### WORK TO DO
Type out the data exactly as given. Skip any image.

### DATASET EXCERPT
::::::::::

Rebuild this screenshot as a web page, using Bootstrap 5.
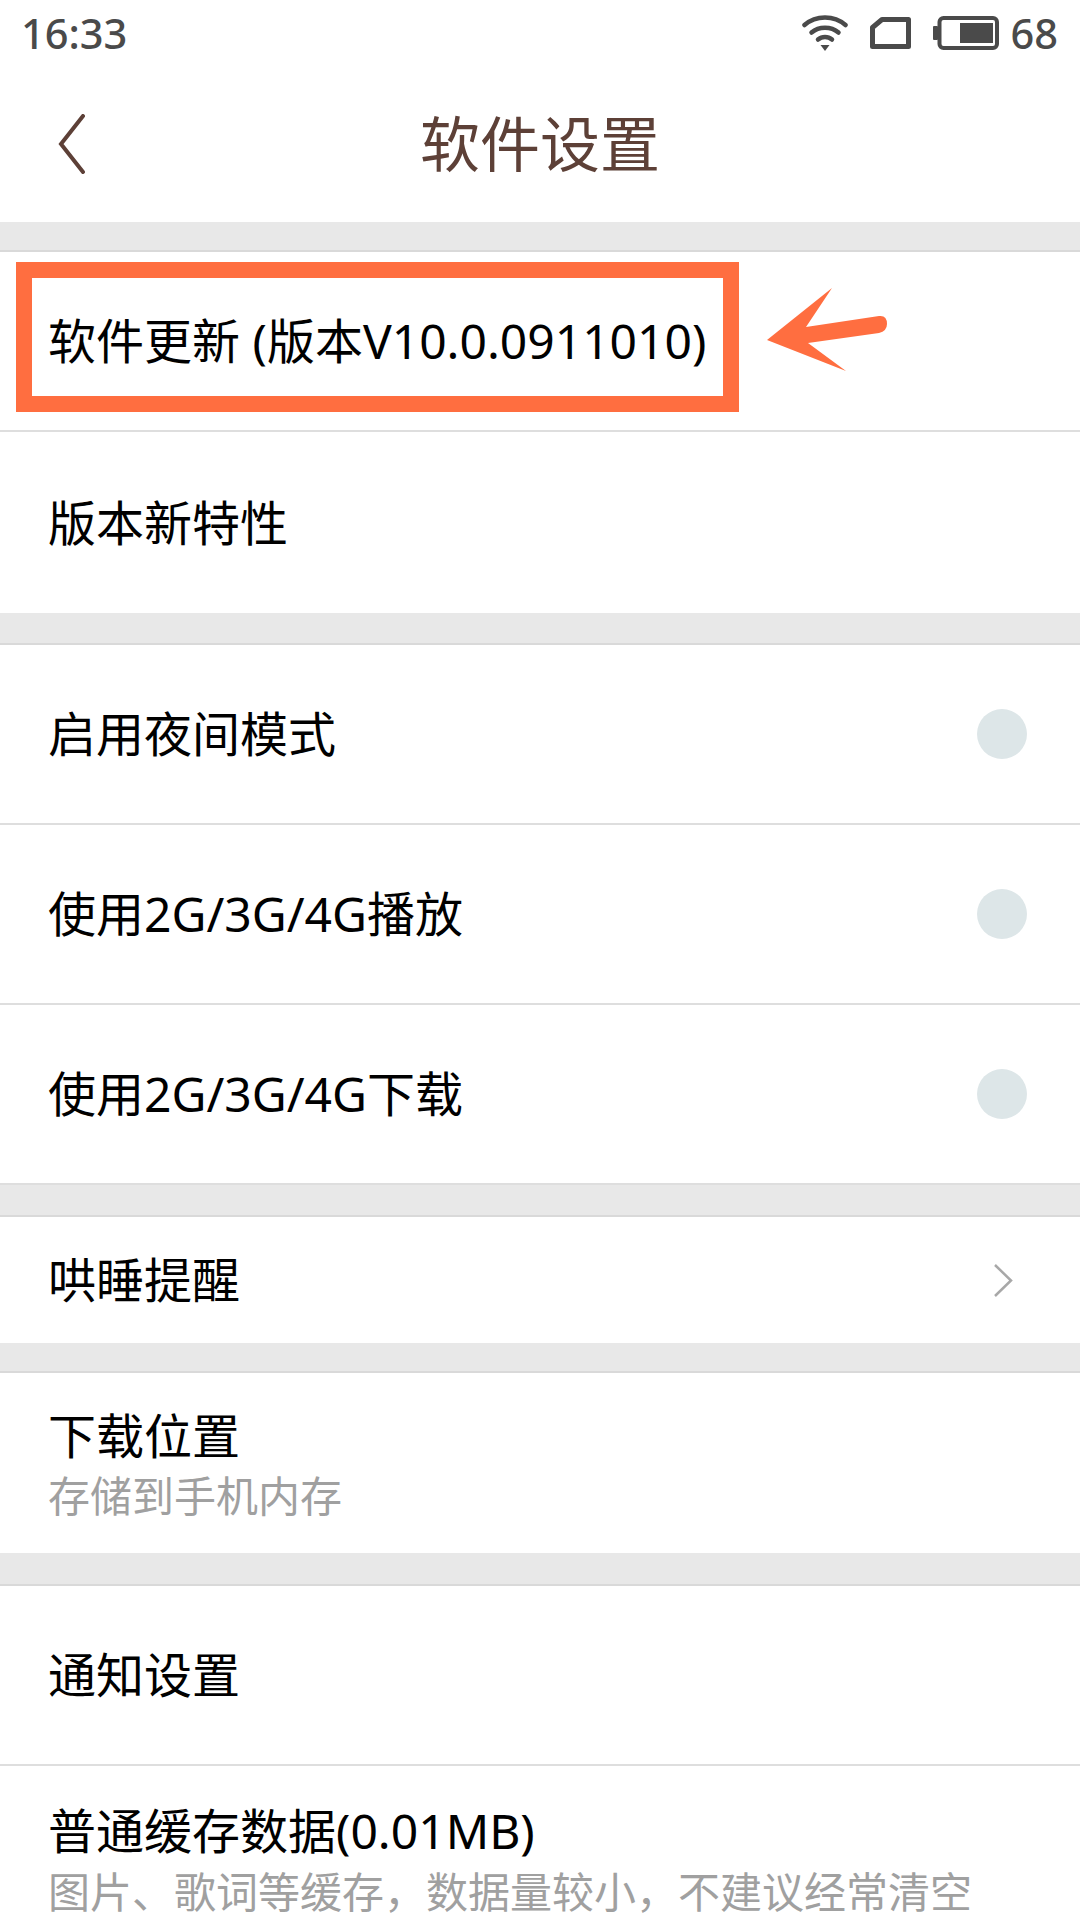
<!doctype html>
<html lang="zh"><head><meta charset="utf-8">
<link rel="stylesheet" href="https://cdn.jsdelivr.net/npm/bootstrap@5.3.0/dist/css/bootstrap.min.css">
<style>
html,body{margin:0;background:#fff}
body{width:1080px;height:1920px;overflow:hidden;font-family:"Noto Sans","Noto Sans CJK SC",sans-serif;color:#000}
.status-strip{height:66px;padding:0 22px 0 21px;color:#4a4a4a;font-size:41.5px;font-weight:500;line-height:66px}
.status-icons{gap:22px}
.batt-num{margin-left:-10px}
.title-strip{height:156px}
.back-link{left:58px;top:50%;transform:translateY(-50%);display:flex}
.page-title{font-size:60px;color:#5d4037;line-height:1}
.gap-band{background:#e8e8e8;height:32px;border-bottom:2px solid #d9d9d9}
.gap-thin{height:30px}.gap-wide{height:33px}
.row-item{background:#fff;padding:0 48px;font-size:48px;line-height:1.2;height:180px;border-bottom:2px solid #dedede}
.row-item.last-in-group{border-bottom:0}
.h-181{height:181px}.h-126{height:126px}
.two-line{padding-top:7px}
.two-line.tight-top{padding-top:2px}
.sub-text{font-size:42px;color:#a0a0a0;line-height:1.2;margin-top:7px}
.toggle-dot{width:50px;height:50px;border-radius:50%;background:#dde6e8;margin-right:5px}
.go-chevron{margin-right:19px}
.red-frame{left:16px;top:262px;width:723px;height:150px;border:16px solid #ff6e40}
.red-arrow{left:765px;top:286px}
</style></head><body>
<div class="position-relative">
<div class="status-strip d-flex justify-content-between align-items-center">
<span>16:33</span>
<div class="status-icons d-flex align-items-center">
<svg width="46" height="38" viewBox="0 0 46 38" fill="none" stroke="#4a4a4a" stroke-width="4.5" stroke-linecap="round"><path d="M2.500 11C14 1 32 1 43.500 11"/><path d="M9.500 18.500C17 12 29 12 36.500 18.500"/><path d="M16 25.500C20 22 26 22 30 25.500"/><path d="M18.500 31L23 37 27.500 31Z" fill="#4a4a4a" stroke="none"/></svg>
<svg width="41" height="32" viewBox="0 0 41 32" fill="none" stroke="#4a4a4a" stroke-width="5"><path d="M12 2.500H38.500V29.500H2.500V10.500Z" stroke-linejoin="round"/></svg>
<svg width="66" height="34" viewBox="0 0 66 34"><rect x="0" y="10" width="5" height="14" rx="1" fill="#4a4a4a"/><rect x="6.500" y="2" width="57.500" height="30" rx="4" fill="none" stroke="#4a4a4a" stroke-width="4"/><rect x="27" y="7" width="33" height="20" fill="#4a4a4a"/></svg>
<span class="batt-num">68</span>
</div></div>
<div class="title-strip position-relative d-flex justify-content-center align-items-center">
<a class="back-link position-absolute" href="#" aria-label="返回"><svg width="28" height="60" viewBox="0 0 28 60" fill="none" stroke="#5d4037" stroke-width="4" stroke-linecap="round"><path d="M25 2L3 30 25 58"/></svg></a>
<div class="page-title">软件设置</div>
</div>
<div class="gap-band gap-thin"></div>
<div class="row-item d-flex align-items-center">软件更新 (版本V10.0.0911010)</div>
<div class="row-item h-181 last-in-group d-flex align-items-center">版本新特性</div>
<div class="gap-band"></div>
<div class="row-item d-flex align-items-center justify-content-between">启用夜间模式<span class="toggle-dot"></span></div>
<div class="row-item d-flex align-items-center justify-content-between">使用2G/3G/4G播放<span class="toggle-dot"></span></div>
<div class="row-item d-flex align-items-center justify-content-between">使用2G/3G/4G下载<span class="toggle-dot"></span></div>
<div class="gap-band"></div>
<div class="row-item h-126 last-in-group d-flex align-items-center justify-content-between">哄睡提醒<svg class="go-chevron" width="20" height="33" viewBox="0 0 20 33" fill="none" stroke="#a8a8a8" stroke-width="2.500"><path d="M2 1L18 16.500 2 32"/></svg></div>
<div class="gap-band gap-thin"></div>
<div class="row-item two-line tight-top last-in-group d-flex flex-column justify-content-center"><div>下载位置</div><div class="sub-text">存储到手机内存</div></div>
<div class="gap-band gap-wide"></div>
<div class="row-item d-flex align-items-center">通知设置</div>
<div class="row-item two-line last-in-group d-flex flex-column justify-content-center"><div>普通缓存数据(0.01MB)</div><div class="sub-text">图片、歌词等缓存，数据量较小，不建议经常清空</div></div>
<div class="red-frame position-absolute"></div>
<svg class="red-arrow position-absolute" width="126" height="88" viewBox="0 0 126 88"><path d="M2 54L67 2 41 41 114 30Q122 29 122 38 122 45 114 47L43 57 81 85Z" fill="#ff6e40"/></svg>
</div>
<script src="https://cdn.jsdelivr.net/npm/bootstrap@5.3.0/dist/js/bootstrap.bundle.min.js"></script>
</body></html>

::::::::::

### RESPONSE TO THIS EXERCISE
Rebuild this screenshot as a web page, using Bootstrap 5.
<!doctype html>
<html lang="zh"><head><meta charset="utf-8">
<link rel="stylesheet" href="https://cdn.jsdelivr.net/npm/bootstrap@5.3.0/dist/css/bootstrap.min.css">
<style>
html,body{margin:0;background:#fff}
body{width:1080px;height:1920px;overflow:hidden;font-family:"Noto Sans","Noto Sans CJK SC",sans-serif;color:#000}
.status-strip{height:66px;padding:0 22px 0 21px;color:#4a4a4a;font-size:41.5px;font-weight:500;line-height:66px}
.status-icons{gap:22px}
.batt-num{margin-left:-10px}
.title-strip{height:156px}
.back-link{left:58px;top:50%;transform:translateY(-50%);display:flex}
.page-title{font-size:60px;color:#5d4037;line-height:1}
.gap-band{background:#e8e8e8;height:32px;border-bottom:2px solid #d9d9d9}
.gap-thin{height:30px}.gap-wide{height:33px}
.row-item{background:#fff;padding:0 48px;font-size:48px;line-height:1.2;height:180px;border-bottom:2px solid #dedede}
.row-item.last-in-group{border-bottom:0}
.h-181{height:181px}.h-126{height:126px}
.two-line{padding-top:7px}
.two-line.tight-top{padding-top:2px}
.sub-text{font-size:42px;color:#a0a0a0;line-height:1.2;margin-top:7px}
.toggle-dot{width:50px;height:50px;border-radius:50%;background:#dde6e8;margin-right:5px}
.go-chevron{margin-right:19px}
.red-frame{left:16px;top:262px;width:723px;height:150px;border:16px solid #ff6e40}
.red-arrow{left:765px;top:286px}
</style></head><body>
<div class="position-relative">
<div class="status-strip d-flex justify-content-between align-items-center">
<span>16:33</span>
<div class="status-icons d-flex align-items-center">
<svg width="46" height="38" viewBox="0 0 46 38" fill="none" stroke="#4a4a4a" stroke-width="4.5" stroke-linecap="round"><path d="M2.500 11C14 1 32 1 43.500 11"/><path d="M9.500 18.500C17 12 29 12 36.500 18.500"/><path d="M16 25.500C20 22 26 22 30 25.500"/><path d="M18.500 31L23 37 27.500 31Z" fill="#4a4a4a" stroke="none"/></svg>
<svg width="41" height="32" viewBox="0 0 41 32" fill="none" stroke="#4a4a4a" stroke-width="5"><path d="M12 2.500H38.500V29.500H2.500V10.500Z" stroke-linejoin="round"/></svg>
<svg width="66" height="34" viewBox="0 0 66 34"><rect x="0" y="10" width="5" height="14" rx="1" fill="#4a4a4a"/><rect x="6.500" y="2" width="57.500" height="30" rx="4" fill="none" stroke="#4a4a4a" stroke-width="4"/><rect x="27" y="7" width="33" height="20" fill="#4a4a4a"/></svg>
<span class="batt-num">68</span>
</div></div>
<div class="title-strip position-relative d-flex justify-content-center align-items-center">
<a class="back-link position-absolute" href="#" aria-label="返回"><svg width="28" height="60" viewBox="0 0 28 60" fill="none" stroke="#5d4037" stroke-width="4" stroke-linecap="round"><path d="M25 2L3 30 25 58"/></svg></a>
<div class="page-title">软件设置</div>
</div>
<div class="gap-band gap-thin"></div>
<div class="row-item d-flex align-items-center">软件更新 (版本V10.0.0911010)</div>
<div class="row-item h-181 last-in-group d-flex align-items-center">版本新特性</div>
<div class="gap-band"></div>
<div class="row-item d-flex align-items-center justify-content-between">启用夜间模式<span class="toggle-dot"></span></div>
<div class="row-item d-flex align-items-center justify-content-between">使用2G/3G/4G播放<span class="toggle-dot"></span></div>
<div class="row-item d-flex align-items-center justify-content-between">使用2G/3G/4G下载<span class="toggle-dot"></span></div>
<div class="gap-band"></div>
<div class="row-item h-126 last-in-group d-flex align-items-center justify-content-between">哄睡提醒<svg class="go-chevron" width="20" height="33" viewBox="0 0 20 33" fill="none" stroke="#a8a8a8" stroke-width="2.500"><path d="M2 1L18 16.500 2 32"/></svg></div>
<div class="gap-band gap-thin"></div>
<div class="row-item two-line tight-top last-in-group d-flex flex-column justify-content-center"><div>下载位置</div><div class="sub-text">存储到手机内存</div></div>
<div class="gap-band gap-wide"></div>
<div class="row-item d-flex align-items-center">通知设置</div>
<div class="row-item two-line last-in-group d-flex flex-column justify-content-center"><div>普通缓存数据(0.01MB)</div><div class="sub-text">图片、歌词等缓存，数据量较小，不建议经常清空</div></div>
<div class="red-frame position-absolute"></div>
<svg class="red-arrow position-absolute" width="126" height="88" viewBox="0 0 126 88"><path d="M2 54L67 2 41 41 114 30Q122 29 122 38 122 45 114 47L43 57 81 85Z" fill="#ff6e40"/></svg>
</div>
<script src="https://cdn.jsdelivr.net/npm/bootstrap@5.3.0/dist/js/bootstrap.bundle.min.js"></script>
</body></html>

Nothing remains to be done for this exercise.